İmam Hüseyin -s- defalarca yürek yakarak düşman ordusunu Allah’a ve velayetine itaat etmeye davet etti, zira Yezid’in dinsiz, laubali ve heveslerinin peşinden koşan ve dini doğru yolundan saptıran ve bidatleri yaygınlaştıran ve kesinlikle Müslümanların halifesi olmaya layık olmayan biri olduğunu biliyordu. Ancak İmam dünya aşkı düşman ordusunun gözünü kör ve kulaklarını sağır ettiğini görünce şöyle buyurdu:
Şeytan sizlere musallat olmuş, Allah’ı yad etmeyi kafanızdan ve kalbinizden söküp atmış. Hepinize ve amaçlarınıza yazıklar olsun. Bizler hepimiz Allah’a aitiz ve hepimiz O’na geri dönmeliyiz.

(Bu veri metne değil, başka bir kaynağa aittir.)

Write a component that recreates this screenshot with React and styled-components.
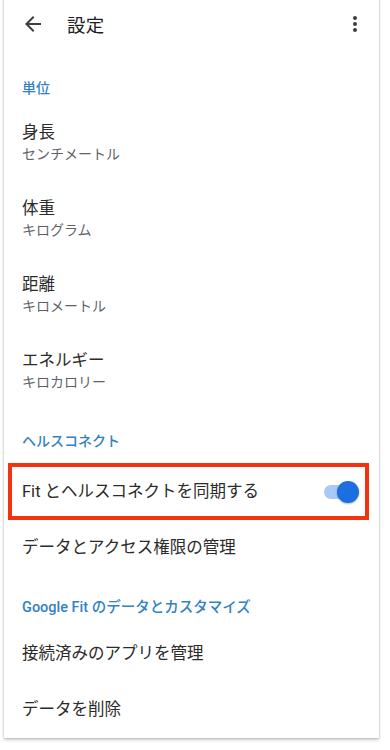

İmam Hüseyin’in -s- bir başka güzel sıfatı izzeti, onur ve hür bir yiğit olmasıdır. Bu sıfat da İmam’ın tevhidi bakışından kaynaklanır. İmam Hüseyin -s- varlık alemini yaratan yegane Allah ile derin bağları olduğundan ve kendisini ancak Allah’ın kulu bildiğinden, başkalarına kulluk etmeyi ve zillete düşmeyi asla kabul etmiyordu ve bu özelliği sözlerine ve amellerine de yansımıştı.

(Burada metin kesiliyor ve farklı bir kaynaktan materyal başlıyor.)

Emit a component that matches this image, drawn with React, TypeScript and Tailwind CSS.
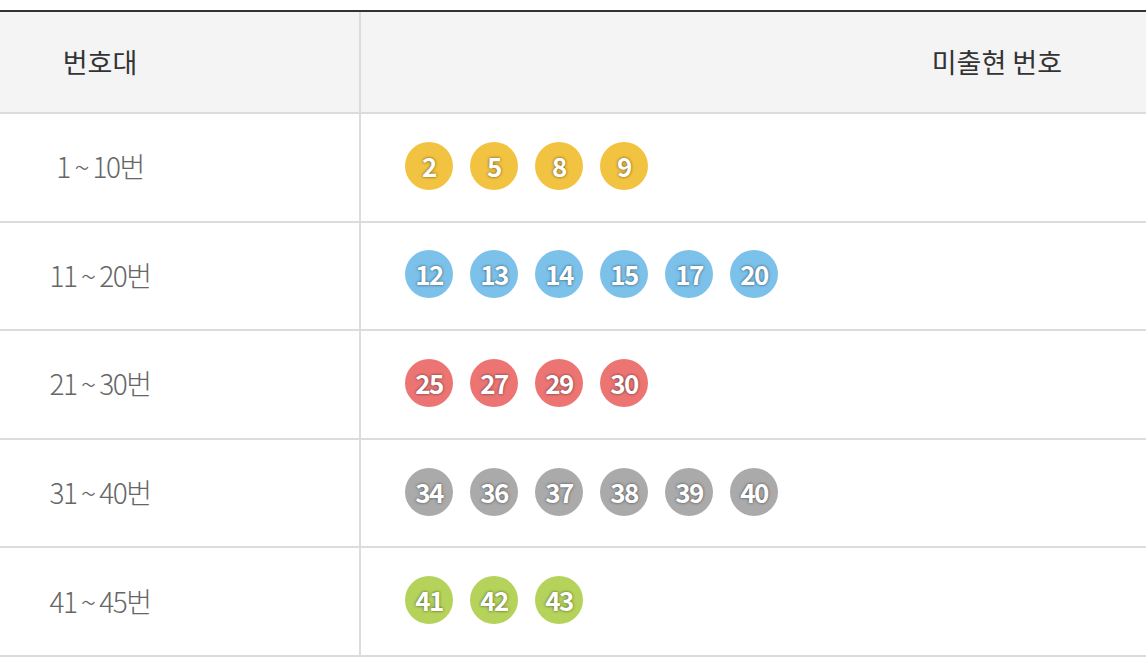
const ROWS: { label: string; color: string; nums: number[] }[] = [
    { label: '1 ~ 10번', color: 'bg-[#f2c340]', nums: [2, 5, 8, 9] },
    { label: '11 ~ 20번', color: 'bg-[#7cc1ea]', nums: [12, 13, 14, 15, 17, 20] },
    { label: '21 ~ 30번', color: 'bg-[#ec7574]', nums: [25, 27, 29, 30] },
    { label: '31 ~ 40번', color: 'bg-[#aaaaaa]', nums: [34, 36, 37, 38, 39, 40] },
    { label: '41 ~ 45번', color: 'bg-[#b5d35a]', nums: [41, 42, 43] },
];

const FONT = "font-['Noto_Sans_CJK_KR','Noto_Sans',sans-serif]";

function Ball({ n, color }: { n: number; color: string }) {
    return (
        <span
            className={`flex h-12 w-12 items-center justify-center rounded-full ${color} pb-[1px] text-[26px] font-bold tracking-[-1.5px] text-white [text-shadow:0_0_3px_rgba(0,0,0,0.6)]`}
        >
            {n}
        </span>
    );
}

export default function App() {
    return (
        <div className={`h-[660px] w-[1146px] bg-white pt-[10px] ${FONT}`}>
            <div className="border-t-2 border-[#333]">
                {/* header */}
                <div className="flex h-[102px] border-b-2 border-[#dcdcdc] bg-[#f4f4f4]">
                    <div className="flex w-[361px] shrink-0 border-r-2 border-[#dcdcdc]">
                        <span className="flex w-[200px] items-center justify-center text-[27px] text-[#333]">
                            번호대
                        </span>
                    </div>
                    <div className="flex flex-1 items-center justify-end pr-[84px] text-[27px] text-[#333]">
                        미출현 번호
                    </div>
                </div>
                {ROWS.map((row) => (
                    <div
                        key={row.label}
                        className="flex h-[108.6px] border-b-2 border-[#dcdcdc]"
                    >
                        <div className="flex w-[361px] shrink-0 border-r-2 border-[#dcdcdc]">
                            <span className="flex w-[200px] items-center justify-center pb-[2px] text-[28px] font-light tracking-[-1.5px] text-[#666]">
                                {row.label}
                            </span>
                        </div>
                        <div className="flex flex-1 items-center gap-[17px] pb-[3px] pl-[44px]">
                            {row.nums.map((n) => (
                                <Ball key={n} n={n} color={row.color} />
                            ))}
                        </div>
                    </div>
                ))}
            </div>
        </div>
    );
}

Şehitlerin efendisi İmam Hüseyin’in -s- konuşmaları tarih sayfalarının parlayan ve kalıcı sayfalarından sayılır ve hazretin ne denli hür olduğunu gösterir. İmam’ın unutulmaz konuşmalarından biri ise kendisini Yezid’e biat etmeye teşvik edenlere hitaben yaptığı konuşmadır. Hazret onlara şöyle cevap verir:
Acaba hakka amel edilmediğini ve batıl men edilmediğini görmüyor musunuz? Gerçekten mümin insan ölümü ve Allah’ı ziyaret etmeyi arzu etmelidir. O zaman ben de ölümü saadet ve zalimlerle bir arada yaşamayı acı çekmek ve zilletten başka bir şey olarak görmüyorum.

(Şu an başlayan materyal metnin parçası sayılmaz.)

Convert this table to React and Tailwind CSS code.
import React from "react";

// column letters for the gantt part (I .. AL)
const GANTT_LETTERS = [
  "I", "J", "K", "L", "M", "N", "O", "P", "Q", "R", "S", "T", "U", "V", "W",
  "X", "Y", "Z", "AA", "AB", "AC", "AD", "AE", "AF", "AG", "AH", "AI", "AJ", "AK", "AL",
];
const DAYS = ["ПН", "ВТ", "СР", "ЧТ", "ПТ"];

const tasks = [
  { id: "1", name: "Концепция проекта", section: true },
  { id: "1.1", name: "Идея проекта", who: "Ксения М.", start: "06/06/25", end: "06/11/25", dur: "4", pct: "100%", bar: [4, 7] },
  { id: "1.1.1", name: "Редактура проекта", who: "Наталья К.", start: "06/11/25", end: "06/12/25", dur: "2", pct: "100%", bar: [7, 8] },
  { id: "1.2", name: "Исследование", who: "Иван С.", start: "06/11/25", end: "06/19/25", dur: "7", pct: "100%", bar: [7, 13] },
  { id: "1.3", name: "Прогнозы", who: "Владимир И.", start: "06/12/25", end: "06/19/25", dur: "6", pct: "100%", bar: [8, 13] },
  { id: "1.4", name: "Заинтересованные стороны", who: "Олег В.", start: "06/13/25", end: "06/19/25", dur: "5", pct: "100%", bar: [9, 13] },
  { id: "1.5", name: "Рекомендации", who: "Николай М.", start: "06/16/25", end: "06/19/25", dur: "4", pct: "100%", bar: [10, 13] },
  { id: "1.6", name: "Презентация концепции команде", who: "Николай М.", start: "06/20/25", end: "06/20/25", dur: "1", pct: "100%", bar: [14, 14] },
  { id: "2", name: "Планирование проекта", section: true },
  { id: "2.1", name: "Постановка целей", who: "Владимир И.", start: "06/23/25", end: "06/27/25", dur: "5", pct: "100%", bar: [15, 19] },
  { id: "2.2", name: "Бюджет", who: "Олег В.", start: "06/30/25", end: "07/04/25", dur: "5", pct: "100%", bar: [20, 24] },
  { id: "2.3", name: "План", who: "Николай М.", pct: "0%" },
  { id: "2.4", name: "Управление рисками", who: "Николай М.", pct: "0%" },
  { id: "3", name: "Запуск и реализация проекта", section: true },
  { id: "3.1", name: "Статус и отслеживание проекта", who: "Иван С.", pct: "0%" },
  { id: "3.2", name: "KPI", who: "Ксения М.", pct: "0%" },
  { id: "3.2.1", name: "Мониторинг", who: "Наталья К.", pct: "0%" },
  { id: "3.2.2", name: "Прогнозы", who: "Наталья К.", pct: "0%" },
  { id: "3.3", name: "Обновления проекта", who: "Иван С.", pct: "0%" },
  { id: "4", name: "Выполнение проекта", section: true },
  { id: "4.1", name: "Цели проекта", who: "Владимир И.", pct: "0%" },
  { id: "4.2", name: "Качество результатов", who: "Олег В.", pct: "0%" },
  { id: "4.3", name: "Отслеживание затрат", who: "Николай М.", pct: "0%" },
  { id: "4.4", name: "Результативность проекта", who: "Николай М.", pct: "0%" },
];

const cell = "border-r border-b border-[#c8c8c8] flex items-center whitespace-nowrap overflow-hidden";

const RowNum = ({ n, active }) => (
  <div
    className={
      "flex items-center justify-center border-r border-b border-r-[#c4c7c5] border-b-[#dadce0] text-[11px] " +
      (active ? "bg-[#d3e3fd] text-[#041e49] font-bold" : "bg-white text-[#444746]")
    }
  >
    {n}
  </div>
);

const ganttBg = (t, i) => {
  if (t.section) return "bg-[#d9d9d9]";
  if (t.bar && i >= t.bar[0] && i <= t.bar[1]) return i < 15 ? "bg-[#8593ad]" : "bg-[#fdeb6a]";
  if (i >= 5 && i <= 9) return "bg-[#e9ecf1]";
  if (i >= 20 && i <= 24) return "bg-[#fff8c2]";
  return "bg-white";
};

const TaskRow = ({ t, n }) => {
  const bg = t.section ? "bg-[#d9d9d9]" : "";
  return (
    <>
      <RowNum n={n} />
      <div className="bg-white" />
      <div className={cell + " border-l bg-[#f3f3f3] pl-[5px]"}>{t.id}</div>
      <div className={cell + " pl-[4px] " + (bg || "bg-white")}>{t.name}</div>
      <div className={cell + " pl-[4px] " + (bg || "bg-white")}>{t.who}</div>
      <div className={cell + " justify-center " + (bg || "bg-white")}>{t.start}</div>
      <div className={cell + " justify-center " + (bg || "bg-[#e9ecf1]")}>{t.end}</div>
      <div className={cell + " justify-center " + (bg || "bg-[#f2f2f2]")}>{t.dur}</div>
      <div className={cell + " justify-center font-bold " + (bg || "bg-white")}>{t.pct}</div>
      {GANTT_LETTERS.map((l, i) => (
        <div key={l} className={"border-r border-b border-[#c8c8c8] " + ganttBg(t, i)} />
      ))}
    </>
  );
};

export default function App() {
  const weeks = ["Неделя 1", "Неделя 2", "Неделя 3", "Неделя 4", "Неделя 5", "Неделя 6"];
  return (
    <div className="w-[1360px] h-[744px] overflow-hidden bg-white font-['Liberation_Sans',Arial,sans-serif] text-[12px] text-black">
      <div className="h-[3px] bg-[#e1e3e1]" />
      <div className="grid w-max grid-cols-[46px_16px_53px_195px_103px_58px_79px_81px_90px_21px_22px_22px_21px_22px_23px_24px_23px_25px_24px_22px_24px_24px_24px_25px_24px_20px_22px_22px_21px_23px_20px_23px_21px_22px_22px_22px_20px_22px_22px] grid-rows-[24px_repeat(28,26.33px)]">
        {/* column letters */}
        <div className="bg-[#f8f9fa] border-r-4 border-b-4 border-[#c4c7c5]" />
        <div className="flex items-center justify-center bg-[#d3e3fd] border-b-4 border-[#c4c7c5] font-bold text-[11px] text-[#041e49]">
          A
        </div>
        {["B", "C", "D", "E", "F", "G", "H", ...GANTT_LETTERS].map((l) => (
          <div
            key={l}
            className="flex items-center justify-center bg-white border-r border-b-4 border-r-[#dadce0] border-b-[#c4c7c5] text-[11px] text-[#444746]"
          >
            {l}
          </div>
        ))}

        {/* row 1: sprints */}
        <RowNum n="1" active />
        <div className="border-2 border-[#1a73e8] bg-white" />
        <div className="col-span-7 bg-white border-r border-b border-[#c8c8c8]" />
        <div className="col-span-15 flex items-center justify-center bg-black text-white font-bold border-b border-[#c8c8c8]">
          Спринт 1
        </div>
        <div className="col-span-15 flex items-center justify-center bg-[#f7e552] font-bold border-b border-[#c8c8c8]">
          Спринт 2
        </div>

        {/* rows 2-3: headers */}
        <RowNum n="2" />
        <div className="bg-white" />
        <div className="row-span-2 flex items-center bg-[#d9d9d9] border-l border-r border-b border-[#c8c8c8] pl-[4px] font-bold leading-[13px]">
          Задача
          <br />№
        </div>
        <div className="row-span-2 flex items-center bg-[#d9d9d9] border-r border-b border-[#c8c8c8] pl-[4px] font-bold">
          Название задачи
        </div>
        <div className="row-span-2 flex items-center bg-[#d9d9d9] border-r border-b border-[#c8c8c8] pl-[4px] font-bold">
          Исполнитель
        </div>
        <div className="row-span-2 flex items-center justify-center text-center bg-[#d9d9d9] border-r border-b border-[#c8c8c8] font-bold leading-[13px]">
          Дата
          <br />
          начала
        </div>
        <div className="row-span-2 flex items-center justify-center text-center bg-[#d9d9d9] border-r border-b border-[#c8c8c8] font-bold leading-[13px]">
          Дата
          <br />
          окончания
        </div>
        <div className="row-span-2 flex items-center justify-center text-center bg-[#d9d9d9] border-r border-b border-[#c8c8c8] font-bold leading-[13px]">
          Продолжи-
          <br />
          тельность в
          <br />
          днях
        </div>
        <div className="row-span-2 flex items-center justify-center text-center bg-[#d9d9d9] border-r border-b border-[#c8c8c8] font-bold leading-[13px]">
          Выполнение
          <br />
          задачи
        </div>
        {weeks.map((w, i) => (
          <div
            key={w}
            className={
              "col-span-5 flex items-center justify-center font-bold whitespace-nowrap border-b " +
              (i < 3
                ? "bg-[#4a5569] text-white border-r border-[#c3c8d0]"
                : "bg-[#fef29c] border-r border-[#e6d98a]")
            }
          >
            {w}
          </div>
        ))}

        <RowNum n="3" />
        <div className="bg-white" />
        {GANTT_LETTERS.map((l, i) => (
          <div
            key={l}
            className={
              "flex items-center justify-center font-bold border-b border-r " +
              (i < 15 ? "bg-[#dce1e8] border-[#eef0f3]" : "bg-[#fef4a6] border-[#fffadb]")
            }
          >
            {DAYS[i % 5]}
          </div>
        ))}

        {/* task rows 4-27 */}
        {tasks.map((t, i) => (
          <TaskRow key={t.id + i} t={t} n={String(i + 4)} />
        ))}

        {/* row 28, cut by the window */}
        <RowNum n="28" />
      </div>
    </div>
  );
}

İslam Peygamberi’nin -s- pak Ehl-i Beyt’i -s- dürüstlük ve doğruluğun bayraktarı olarak hepsi izzetli ve hür insanlardı. Ancak bu sıfatın belirgin hale gelmesi İmam Hüseyin -s- döneminde oldu ve İmam en güzel biçimde hür olmayı ve zillete boyun eğmemeyi gözler önüne sererek dünyanın hür insanlarının efendisi olarak lakaplandırıldı. İmam Hüseyin -s- hatta en zor şartlarda düşman karşısında boyun eğmeye yanaşmadı ve kendi canını korumak için zilletin işareti olacak en ufak esneklik göstermedi.
Aşura hamaseti baştan başa hürriyet, hür olmak, izzet, yiğitlik ve onur dolu bir hamaset ve İmam Hüseyin’in -s- dünyanın tüm hür insanlarına emsal teşkil eden bir mesajdır. İmam kendisini Kerbela’ya gitmekten men etmek isteyenlere şöyle buyurdu:
Bana gitme diyorlar, ama gideceğim. Bana öldürülürsün diyorlar; acaba ölmek bir yiğit için ayıp mıdır? Ölmek ancak insanın amacı alçak olur ve başa geçme uğruna ölürse ayıp sayılır. Oysa hak sözü yüceltmek ve hak yolunda ölmek asla ayıp değildir, zira Allah’ın salih kullarının adım attığı yola adım atmaktır. İzzet ve şerefle ölmek, zilletle yaşamaktan daha iyidir.